La brevissima intro lascia pensare che “Ravot”, album di esordio per la label Trovarobato e per le edizioni musicali Panico, sia estremamente promettente. E così è, in effetti. Irrompe con una certa prepotenza nella scena elettronica con la sua formula misteriosa e magnetica. Le composizioni sono figlie degli ascolti eclettici del producer, la scrittura è intrisa di progressive, di timbriche psichedeliche, di suggestioni kraut e di echi da library music. Il risultato è un mondo sonoro estremamente ampio, inedito e personale, ricco di sfumature. “Ravot” è un concept album, tratto da un evento di cronaca realmente accaduto a Buggerru nel paese di cui Alek Hiden è originario. Nell’estate del 1942 un siluro vagante si schianta contro la banchina del porto, uccidendo due bambini. Un terzo, Ravot appunto, vede tutto scampando alla morte ma non alla perdita della ragione. Dario Licciardi racconta la storia dal punto di vista del sopravvissuto. Entra nel suo mondo, lo scompone, lo destruttura, astraendo dolore, ricordi, e ricostruendo un viaggio tanto immaginario quanto reale dell’evento.

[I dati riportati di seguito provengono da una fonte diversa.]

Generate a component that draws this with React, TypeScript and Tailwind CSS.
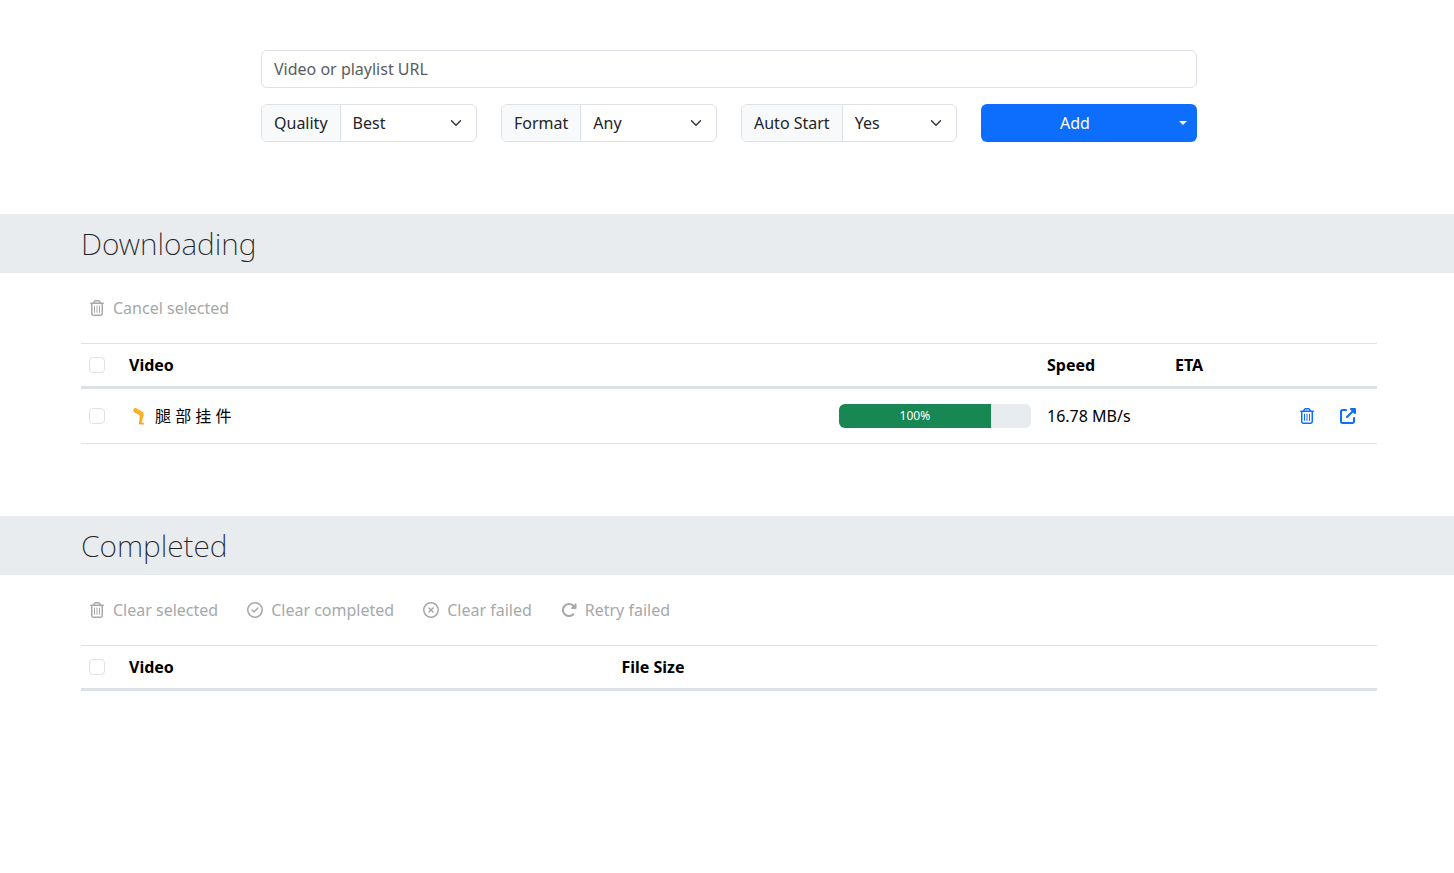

Per godere appieno dell’ascolto è opportuno conoscere la storia che accompagna l’album, altrimenti si corre il rischio di non cogliere tutte le sfumature della narrazione. Yolk è l’epicentro della catastrofe, il punto in cui il siluro decide di farsi esplodere. È il centro da cui tutto nasce o tutto muore. I synth raccontano di uno schianto, di muri di onde, di momenti confusi. Non poteva esserci altro inizio. Dinghy gioca come giocherebbero dei bambini, allegri, non curanti di alcun pericolo, mentre con Wom si rallenta il ritmo della narrazione con cori i che ripetono campionamenti i quali, intenzionalmente e con una certa ossessività, tarlano come fossero una mente che rimugina. Torpedo è una corsa e durante l’ascolto è possibile che vi sentiate come un corpo che emerge dall’acqua per poi immergervisi nuovamente.  È un brano piena di tensione crescente che termina in uno schianto. Potrebbe essere il punto di vista del siluro che, certo di essere causa di morte per gli altri e per se stesso, va incontro al suo destino dritto, senza ripensamenti. 

Siel è un respiro malinconico. Cosa resta dopo la deflagrazione? Cosa vuole essere dimenticato e cosa, invece, pretende di restare?  Legs offre voci di piccoli umani estremizzate, stridule ma lontane, ponendo interrogativi sul rapporto che gli esseri umani hanno con la comunicazione. In Flare la voce di Matilde Davoli che accompagna il synth regala l’immagine di una esplosione a rallentatore, terribile e affascinate. Let Me Take a Last Dive è il capitolo conclusivo del racconto. È morbido, come la luce di un tramonto di settembre. È un sentimento indefinibile composto da malinconia e da qualcosa che si avvicina all’impotenza di fronte alla catastrofe e alle sue conseguenze.

“Ravot” richiede un approccio attento, non risolvibile in un singolo ascolto magari un po’ distratto. È un album ricco, pieno di ricerca musicale, storica e soprattutto umana. Particolare non di poco conto.